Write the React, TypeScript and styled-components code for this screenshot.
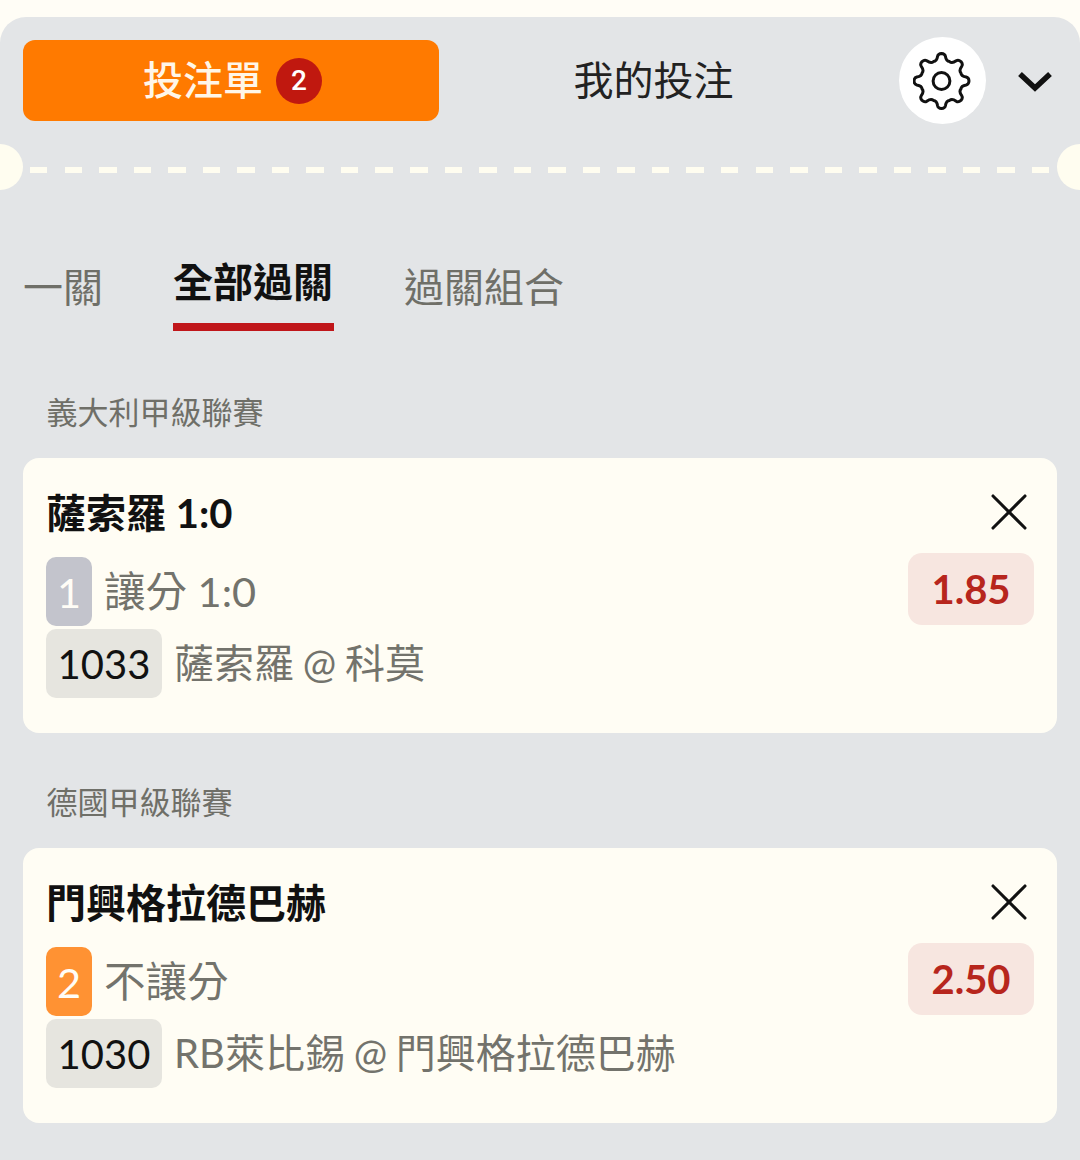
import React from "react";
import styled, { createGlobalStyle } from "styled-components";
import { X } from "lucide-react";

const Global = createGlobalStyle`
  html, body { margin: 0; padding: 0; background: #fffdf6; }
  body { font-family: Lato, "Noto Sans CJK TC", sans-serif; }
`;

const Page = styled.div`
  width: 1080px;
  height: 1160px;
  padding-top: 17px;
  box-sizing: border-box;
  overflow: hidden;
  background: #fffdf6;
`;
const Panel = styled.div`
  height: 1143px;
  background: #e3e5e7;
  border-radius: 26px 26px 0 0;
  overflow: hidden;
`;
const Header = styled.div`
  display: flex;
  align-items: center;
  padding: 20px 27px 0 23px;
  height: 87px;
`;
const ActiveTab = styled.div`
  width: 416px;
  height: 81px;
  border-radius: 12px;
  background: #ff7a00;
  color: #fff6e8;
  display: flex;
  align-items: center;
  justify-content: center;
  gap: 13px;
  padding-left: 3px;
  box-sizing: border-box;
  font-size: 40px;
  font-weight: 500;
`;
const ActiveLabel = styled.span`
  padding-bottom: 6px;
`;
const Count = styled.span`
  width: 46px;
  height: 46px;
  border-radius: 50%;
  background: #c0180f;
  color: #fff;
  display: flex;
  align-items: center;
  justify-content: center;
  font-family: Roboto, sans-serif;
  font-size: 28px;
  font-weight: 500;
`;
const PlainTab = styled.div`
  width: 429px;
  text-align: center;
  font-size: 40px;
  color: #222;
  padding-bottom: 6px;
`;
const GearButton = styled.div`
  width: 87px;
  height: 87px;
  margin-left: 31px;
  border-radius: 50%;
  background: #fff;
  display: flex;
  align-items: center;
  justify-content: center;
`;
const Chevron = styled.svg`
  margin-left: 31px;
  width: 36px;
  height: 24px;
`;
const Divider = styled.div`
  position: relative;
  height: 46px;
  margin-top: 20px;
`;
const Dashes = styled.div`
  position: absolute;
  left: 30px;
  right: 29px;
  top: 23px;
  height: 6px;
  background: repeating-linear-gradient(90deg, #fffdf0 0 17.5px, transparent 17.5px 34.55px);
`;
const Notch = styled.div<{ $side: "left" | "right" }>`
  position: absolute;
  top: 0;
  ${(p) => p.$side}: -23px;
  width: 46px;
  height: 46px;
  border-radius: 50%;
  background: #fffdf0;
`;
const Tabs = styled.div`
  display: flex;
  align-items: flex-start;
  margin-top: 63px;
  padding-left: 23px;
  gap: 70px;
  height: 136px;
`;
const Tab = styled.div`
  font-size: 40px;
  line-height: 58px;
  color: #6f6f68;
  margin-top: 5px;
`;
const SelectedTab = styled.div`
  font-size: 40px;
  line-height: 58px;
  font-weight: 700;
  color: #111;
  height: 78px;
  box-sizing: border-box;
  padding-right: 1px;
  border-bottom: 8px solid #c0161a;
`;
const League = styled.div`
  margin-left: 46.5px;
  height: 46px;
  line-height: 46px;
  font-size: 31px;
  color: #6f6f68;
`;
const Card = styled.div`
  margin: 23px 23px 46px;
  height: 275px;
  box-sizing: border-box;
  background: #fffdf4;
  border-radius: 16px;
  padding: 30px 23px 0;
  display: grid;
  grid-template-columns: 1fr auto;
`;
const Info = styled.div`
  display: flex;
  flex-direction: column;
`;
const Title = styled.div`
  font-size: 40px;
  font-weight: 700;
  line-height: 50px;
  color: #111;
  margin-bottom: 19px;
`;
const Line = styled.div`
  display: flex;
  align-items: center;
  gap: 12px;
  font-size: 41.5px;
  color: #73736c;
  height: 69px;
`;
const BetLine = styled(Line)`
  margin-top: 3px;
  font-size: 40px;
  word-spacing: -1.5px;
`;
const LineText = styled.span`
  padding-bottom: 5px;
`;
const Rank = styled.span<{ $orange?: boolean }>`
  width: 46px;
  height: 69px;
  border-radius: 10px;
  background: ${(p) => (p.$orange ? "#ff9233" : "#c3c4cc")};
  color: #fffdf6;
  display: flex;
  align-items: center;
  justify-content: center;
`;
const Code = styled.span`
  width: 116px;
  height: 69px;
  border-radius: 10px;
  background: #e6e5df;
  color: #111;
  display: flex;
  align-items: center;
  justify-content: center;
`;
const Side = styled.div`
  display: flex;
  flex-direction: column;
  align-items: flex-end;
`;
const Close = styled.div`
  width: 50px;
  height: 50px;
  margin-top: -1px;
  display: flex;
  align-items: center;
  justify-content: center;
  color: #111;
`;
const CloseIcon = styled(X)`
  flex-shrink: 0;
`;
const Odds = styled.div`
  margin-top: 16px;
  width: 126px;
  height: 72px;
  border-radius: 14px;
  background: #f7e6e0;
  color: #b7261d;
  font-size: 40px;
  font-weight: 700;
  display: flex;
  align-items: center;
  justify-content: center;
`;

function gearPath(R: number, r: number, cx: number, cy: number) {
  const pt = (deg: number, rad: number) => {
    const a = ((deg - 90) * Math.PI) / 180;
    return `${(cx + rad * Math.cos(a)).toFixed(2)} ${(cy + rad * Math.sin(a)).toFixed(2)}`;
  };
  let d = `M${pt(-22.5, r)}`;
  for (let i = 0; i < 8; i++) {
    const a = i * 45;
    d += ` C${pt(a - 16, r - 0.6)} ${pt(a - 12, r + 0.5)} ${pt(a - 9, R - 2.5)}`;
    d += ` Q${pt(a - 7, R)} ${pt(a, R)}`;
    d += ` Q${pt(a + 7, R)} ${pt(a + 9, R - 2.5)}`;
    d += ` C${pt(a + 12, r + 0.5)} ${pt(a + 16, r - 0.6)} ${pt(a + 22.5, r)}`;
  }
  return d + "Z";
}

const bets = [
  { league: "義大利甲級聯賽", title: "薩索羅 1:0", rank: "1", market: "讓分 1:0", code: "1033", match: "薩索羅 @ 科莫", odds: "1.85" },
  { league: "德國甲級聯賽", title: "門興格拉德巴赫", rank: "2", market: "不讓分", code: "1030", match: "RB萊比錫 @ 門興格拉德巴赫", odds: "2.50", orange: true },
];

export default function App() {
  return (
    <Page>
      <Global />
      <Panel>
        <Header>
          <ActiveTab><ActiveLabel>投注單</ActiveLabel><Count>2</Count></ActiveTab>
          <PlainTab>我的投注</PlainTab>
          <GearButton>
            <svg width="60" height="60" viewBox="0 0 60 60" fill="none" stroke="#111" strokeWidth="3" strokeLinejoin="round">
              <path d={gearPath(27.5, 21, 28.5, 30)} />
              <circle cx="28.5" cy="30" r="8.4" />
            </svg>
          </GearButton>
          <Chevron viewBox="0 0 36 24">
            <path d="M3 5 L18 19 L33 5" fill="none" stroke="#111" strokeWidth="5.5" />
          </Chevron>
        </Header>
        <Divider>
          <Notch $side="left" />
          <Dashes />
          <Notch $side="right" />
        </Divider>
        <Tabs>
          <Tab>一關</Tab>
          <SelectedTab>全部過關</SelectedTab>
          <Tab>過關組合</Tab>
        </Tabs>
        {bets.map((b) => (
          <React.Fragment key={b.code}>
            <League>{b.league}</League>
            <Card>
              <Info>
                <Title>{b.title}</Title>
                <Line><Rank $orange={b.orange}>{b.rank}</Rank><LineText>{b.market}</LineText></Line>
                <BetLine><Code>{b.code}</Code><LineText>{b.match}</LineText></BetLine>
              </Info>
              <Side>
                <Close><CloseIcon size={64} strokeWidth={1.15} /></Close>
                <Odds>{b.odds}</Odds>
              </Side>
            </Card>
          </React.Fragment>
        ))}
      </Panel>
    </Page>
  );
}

→ Objective
Your copy of the data should match it exactly, except that pictures are left out.

→ Response to the task
Write the React, TypeScript and styled-components code for this screenshot.
import React from "react";
import styled, { createGlobalStyle } from "styled-components";
import { X } from "lucide-react";

const Global = createGlobalStyle`
  html, body { margin: 0; padding: 0; background: #fffdf6; }
  body { font-family: Lato, "Noto Sans CJK TC", sans-serif; }
`;

const Page = styled.div`
  width: 1080px;
  height: 1160px;
  padding-top: 17px;
  box-sizing: border-box;
  overflow: hidden;
  background: #fffdf6;
`;
const Panel = styled.div`
  height: 1143px;
  background: #e3e5e7;
  border-radius: 26px 26px 0 0;
  overflow: hidden;
`;
const Header = styled.div`
  display: flex;
  align-items: center;
  padding: 20px 27px 0 23px;
  height: 87px;
`;
const ActiveTab = styled.div`
  width: 416px;
  height: 81px;
  border-radius: 12px;
  background: #ff7a00;
  color: #fff6e8;
  display: flex;
  align-items: center;
  justify-content: center;
  gap: 13px;
  padding-left: 3px;
  box-sizing: border-box;
  font-size: 40px;
  font-weight: 500;
`;
const ActiveLabel = styled.span`
  padding-bottom: 6px;
`;
const Count = styled.span`
  width: 46px;
  height: 46px;
  border-radius: 50%;
  background: #c0180f;
  color: #fff;
  display: flex;
  align-items: center;
  justify-content: center;
  font-family: Roboto, sans-serif;
  font-size: 28px;
  font-weight: 500;
`;
const PlainTab = styled.div`
  width: 429px;
  text-align: center;
  font-size: 40px;
  color: #222;
  padding-bottom: 6px;
`;
const GearButton = styled.div`
  width: 87px;
  height: 87px;
  margin-left: 31px;
  border-radius: 50%;
  background: #fff;
  display: flex;
  align-items: center;
  justify-content: center;
`;
const Chevron = styled.svg`
  margin-left: 31px;
  width: 36px;
  height: 24px;
`;
const Divider = styled.div`
  position: relative;
  height: 46px;
  margin-top: 20px;
`;
const Dashes = styled.div`
  position: absolute;
  left: 30px;
  right: 29px;
  top: 23px;
  height: 6px;
  background: repeating-linear-gradient(90deg, #fffdf0 0 17.5px, transparent 17.5px 34.55px);
`;
const Notch = styled.div<{ $side: "left" | "right" }>`
  position: absolute;
  top: 0;
  ${(p) => p.$side}: -23px;
  width: 46px;
  height: 46px;
  border-radius: 50%;
  background: #fffdf0;
`;
const Tabs = styled.div`
  display: flex;
  align-items: flex-start;
  margin-top: 63px;
  padding-left: 23px;
  gap: 70px;
  height: 136px;
`;
const Tab = styled.div`
  font-size: 40px;
  line-height: 58px;
  color: #6f6f68;
  margin-top: 5px;
`;
const SelectedTab = styled.div`
  font-size: 40px;
  line-height: 58px;
  font-weight: 700;
  color: #111;
  height: 78px;
  box-sizing: border-box;
  padding-right: 1px;
  border-bottom: 8px solid #c0161a;
`;
const League = styled.div`
  margin-left: 46.5px;
  height: 46px;
  line-height: 46px;
  font-size: 31px;
  color: #6f6f68;
`;
const Card = styled.div`
  margin: 23px 23px 46px;
  height: 275px;
  box-sizing: border-box;
  background: #fffdf4;
  border-radius: 16px;
  padding: 30px 23px 0;
  display: grid;
  grid-template-columns: 1fr auto;
`;
const Info = styled.div`
  display: flex;
  flex-direction: column;
`;
const Title = styled.div`
  font-size: 40px;
  font-weight: 700;
  line-height: 50px;
  color: #111;
  margin-bottom: 19px;
`;
const Line = styled.div`
  display: flex;
  align-items: center;
  gap: 12px;
  font-size: 41.5px;
  color: #73736c;
  height: 69px;
`;
const BetLine = styled(Line)`
  margin-top: 3px;
  font-size: 40px;
  word-spacing: -1.5px;
`;
const LineText = styled.span`
  padding-bottom: 5px;
`;
const Rank = styled.span<{ $orange?: boolean }>`
  width: 46px;
  height: 69px;
  border-radius: 10px;
  background: ${(p) => (p.$orange ? "#ff9233" : "#c3c4cc")};
  color: #fffdf6;
  display: flex;
  align-items: center;
  justify-content: center;
`;
const Code = styled.span`
  width: 116px;
  height: 69px;
  border-radius: 10px;
  background: #e6e5df;
  color: #111;
  display: flex;
  align-items: center;
  justify-content: center;
`;
const Side = styled.div`
  display: flex;
  flex-direction: column;
  align-items: flex-end;
`;
const Close = styled.div`
  width: 50px;
  height: 50px;
  margin-top: -1px;
  display: flex;
  align-items: center;
  justify-content: center;
  color: #111;
`;
const CloseIcon = styled(X)`
  flex-shrink: 0;
`;
const Odds = styled.div`
  margin-top: 16px;
  width: 126px;
  height: 72px;
  border-radius: 14px;
  background: #f7e6e0;
  color: #b7261d;
  font-size: 40px;
  font-weight: 700;
  display: flex;
  align-items: center;
  justify-content: center;
`;

function gearPath(R: number, r: number, cx: number, cy: number) {
  const pt = (deg: number, rad: number) => {
    const a = ((deg - 90) * Math.PI) / 180;
    return `${(cx + rad * Math.cos(a)).toFixed(2)} ${(cy + rad * Math.sin(a)).toFixed(2)}`;
  };
  let d = `M${pt(-22.5, r)}`;
  for (let i = 0; i < 8; i++) {
    const a = i * 45;
    d += ` C${pt(a - 16, r - 0.6)} ${pt(a - 12, r + 0.5)} ${pt(a - 9, R - 2.5)}`;
    d += ` Q${pt(a - 7, R)} ${pt(a, R)}`;
    d += ` Q${pt(a + 7, R)} ${pt(a + 9, R - 2.5)}`;
    d += ` C${pt(a + 12, r + 0.5)} ${pt(a + 16, r - 0.6)} ${pt(a + 22.5, r)}`;
  }
  return d + "Z";
}

const bets = [
  { league: "義大利甲級聯賽", title: "薩索羅 1:0", rank: "1", market: "讓分 1:0", code: "1033", match: "薩索羅 @ 科莫", odds: "1.85" },
  { league: "德國甲級聯賽", title: "門興格拉德巴赫", rank: "2", market: "不讓分", code: "1030", match: "RB萊比錫 @ 門興格拉德巴赫", odds: "2.50", orange: true },
];

export default function App() {
  return (
    <Page>
      <Global />
      <Panel>
        <Header>
          <ActiveTab><ActiveLabel>投注單</ActiveLabel><Count>2</Count></ActiveTab>
          <PlainTab>我的投注</PlainTab>
          <GearButton>
            <svg width="60" height="60" viewBox="0 0 60 60" fill="none" stroke="#111" strokeWidth="3" strokeLinejoin="round">
              <path d={gearPath(27.5, 21, 28.5, 30)} />
              <circle cx="28.5" cy="30" r="8.4" />
            </svg>
          </GearButton>
          <Chevron viewBox="0 0 36 24">
            <path d="M3 5 L18 19 L33 5" fill="none" stroke="#111" strokeWidth="5.5" />
          </Chevron>
        </Header>
        <Divider>
          <Notch $side="left" />
          <Dashes />
          <Notch $side="right" />
        </Divider>
        <Tabs>
          <Tab>一關</Tab>
          <SelectedTab>全部過關</SelectedTab>
          <Tab>過關組合</Tab>
        </Tabs>
        {bets.map((b) => (
          <React.Fragment key={b.code}>
            <League>{b.league}</League>
            <Card>
              <Info>
                <Title>{b.title}</Title>
                <Line><Rank $orange={b.orange}>{b.rank}</Rank><LineText>{b.market}</LineText></Line>
                <BetLine><Code>{b.code}</Code><LineText>{b.match}</LineText></BetLine>
              </Info>
              <Side>
                <Close><CloseIcon size={64} strokeWidth={1.15} /></Close>
                <Odds>{b.odds}</Odds>
              </Side>
            </Card>
          </React.Fragment>
        ))}
      </Panel>
    </Page>
  );
}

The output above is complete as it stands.